If EES is configured to manipulate complex numbers, two equations, one each for the real and imaginary parts, will be generated for each equation entered in the Equations window. The real and imaginary equations are identified with a (r) and (i) just to the left of the equation.

The Computational Flow window can be very helpful for identifying the source of conversion problems. As an example, change the value of VXY from 77 to -77 and Solve the equation set. A solution cannot be obtained (unless EES is configured in Complex number mode) and you will see the following error message

Click the Yes button to display the Computational Flow window. Note the small icons to the left of each branch of the tree.

The meaning of these icons is as follows:

Indicates that the equation or block was solved properly

Indicates that there was a problem solving the equation or the block and it did not solve the desired accuracy

Indicates that EES did not need to solve the equation or block because the values were already known. This situation typically occurs when calling a Procedure with multiple outputs.

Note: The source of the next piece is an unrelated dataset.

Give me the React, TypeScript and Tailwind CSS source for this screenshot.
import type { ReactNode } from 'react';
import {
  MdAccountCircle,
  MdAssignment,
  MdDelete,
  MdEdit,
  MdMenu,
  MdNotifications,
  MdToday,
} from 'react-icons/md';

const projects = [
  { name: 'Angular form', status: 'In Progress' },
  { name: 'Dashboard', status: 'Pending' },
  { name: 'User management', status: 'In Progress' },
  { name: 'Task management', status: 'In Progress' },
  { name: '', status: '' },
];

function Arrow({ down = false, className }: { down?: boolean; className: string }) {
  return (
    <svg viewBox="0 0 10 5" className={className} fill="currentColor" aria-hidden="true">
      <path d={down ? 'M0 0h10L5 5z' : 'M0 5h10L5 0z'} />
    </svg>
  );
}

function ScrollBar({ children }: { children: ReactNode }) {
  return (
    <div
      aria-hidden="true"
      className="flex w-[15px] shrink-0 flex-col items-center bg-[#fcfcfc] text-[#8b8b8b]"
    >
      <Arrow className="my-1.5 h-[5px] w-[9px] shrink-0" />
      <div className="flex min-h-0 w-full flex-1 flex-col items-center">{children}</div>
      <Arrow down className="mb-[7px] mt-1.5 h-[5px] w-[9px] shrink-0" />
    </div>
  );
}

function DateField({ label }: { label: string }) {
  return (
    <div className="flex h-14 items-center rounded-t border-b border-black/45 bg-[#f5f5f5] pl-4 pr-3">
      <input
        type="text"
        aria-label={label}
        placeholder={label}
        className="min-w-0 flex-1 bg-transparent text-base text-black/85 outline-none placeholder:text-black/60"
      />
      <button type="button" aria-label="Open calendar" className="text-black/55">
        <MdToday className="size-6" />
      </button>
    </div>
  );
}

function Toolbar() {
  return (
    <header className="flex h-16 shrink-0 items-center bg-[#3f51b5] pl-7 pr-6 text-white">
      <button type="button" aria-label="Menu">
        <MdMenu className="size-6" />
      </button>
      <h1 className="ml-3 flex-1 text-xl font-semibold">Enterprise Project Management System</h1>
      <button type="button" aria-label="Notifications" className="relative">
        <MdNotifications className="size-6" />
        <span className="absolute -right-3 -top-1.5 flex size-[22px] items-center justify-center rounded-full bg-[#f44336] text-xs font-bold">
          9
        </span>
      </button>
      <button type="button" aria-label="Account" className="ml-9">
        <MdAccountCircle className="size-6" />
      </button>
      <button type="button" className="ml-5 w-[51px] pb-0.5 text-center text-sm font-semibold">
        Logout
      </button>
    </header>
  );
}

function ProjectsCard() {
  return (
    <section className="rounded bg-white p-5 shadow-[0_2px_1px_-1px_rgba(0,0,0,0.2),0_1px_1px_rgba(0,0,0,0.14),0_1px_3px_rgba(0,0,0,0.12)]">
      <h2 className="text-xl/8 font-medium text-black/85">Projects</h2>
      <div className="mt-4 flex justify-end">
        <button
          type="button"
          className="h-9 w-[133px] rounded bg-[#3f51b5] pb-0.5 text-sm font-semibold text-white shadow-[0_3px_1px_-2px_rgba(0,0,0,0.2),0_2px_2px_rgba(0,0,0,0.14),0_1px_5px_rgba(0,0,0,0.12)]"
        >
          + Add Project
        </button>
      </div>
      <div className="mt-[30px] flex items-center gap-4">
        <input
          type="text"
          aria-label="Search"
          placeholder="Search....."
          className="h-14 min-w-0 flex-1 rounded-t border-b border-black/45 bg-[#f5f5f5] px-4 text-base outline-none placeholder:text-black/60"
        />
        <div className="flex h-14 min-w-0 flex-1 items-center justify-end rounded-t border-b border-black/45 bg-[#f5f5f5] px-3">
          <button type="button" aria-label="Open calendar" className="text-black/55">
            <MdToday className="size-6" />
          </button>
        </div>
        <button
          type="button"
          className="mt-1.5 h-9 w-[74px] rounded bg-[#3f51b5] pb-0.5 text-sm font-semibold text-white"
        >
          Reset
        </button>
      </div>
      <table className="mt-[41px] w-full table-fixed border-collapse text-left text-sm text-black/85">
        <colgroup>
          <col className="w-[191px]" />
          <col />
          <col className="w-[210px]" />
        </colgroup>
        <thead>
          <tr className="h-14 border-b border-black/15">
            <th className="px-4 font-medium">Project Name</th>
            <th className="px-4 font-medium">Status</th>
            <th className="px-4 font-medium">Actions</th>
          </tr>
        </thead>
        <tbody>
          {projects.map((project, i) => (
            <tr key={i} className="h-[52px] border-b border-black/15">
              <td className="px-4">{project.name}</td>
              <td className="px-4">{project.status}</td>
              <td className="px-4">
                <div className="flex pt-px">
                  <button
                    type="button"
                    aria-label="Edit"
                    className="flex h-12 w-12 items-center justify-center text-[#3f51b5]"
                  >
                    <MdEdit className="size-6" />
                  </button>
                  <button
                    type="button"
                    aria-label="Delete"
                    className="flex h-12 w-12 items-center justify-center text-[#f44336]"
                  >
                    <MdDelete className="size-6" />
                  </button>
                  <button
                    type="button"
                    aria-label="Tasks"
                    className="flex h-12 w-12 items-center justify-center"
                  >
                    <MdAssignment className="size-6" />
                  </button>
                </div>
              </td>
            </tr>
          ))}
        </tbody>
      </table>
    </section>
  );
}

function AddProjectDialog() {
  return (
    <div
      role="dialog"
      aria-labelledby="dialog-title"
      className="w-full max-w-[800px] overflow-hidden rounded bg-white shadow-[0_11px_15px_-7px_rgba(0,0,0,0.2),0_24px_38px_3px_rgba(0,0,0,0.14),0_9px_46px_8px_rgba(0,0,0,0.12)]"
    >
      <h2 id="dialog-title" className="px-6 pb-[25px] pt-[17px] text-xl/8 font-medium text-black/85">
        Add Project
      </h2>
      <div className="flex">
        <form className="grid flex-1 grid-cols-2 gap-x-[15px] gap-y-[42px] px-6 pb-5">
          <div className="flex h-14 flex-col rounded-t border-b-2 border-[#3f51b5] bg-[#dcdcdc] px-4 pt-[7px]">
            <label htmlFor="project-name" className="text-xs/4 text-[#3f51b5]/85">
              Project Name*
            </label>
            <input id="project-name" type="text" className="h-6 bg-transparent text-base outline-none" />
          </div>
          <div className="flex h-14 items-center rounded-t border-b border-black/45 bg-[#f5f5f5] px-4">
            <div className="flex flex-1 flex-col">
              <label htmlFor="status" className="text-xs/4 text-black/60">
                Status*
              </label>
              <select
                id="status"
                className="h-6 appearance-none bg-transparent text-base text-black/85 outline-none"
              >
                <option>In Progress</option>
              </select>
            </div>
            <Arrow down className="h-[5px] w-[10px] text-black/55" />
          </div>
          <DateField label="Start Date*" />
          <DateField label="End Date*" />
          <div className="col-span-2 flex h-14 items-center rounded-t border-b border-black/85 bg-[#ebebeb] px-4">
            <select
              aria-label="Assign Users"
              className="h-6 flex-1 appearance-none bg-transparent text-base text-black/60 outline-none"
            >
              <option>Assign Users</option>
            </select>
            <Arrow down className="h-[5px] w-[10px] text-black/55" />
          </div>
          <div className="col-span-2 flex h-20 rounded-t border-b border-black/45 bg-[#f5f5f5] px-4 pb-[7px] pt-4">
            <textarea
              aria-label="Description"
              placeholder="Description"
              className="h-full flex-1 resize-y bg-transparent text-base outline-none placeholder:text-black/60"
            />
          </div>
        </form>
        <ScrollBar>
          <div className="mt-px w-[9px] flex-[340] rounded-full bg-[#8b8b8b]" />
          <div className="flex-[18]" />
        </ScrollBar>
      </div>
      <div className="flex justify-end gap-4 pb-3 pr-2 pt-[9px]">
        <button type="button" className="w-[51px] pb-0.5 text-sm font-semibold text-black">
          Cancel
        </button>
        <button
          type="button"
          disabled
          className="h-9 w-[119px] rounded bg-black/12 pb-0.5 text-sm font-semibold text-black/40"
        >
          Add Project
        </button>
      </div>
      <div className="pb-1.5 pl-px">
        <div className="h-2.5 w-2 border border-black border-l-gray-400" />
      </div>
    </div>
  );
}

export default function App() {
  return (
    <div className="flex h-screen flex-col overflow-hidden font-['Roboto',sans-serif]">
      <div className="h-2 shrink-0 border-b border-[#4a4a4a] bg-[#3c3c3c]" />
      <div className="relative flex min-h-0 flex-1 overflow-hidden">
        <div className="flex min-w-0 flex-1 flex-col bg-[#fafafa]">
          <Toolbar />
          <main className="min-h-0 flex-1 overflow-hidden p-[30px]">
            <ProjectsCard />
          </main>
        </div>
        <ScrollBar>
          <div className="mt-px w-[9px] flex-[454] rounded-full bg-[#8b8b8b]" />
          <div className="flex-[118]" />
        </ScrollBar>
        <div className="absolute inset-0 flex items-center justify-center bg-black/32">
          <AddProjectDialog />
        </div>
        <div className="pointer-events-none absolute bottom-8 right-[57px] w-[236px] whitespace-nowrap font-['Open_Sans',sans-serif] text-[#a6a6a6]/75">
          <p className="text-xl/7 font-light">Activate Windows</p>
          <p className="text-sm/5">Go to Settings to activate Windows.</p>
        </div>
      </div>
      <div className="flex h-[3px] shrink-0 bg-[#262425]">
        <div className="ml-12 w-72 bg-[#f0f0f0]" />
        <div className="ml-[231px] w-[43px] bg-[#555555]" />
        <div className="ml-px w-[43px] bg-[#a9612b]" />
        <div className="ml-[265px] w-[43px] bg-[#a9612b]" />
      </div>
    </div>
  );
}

Indicates that EES did not attempt to solve the equation or block due to errors that occurred previous to this point

Indicates that there appears to be a problem, perhaps a missing equation, that occurs within or before this block.

EES was able to exactly locate the problem in this case. In more complicated cases, EES will identify the block, but perhaps not the equation that is causing the convergence problem.

It is possible to display the Computational Flow window in a debugging situation. If the number of equations is less than the number of unknowns, EES will not be able to solve the equation set, but the Computation Flow Window can be made visible by selecting it from the Windows menu. Look for a block preceded by the yellow question mark icon as this likely identifies the location of the missing equation.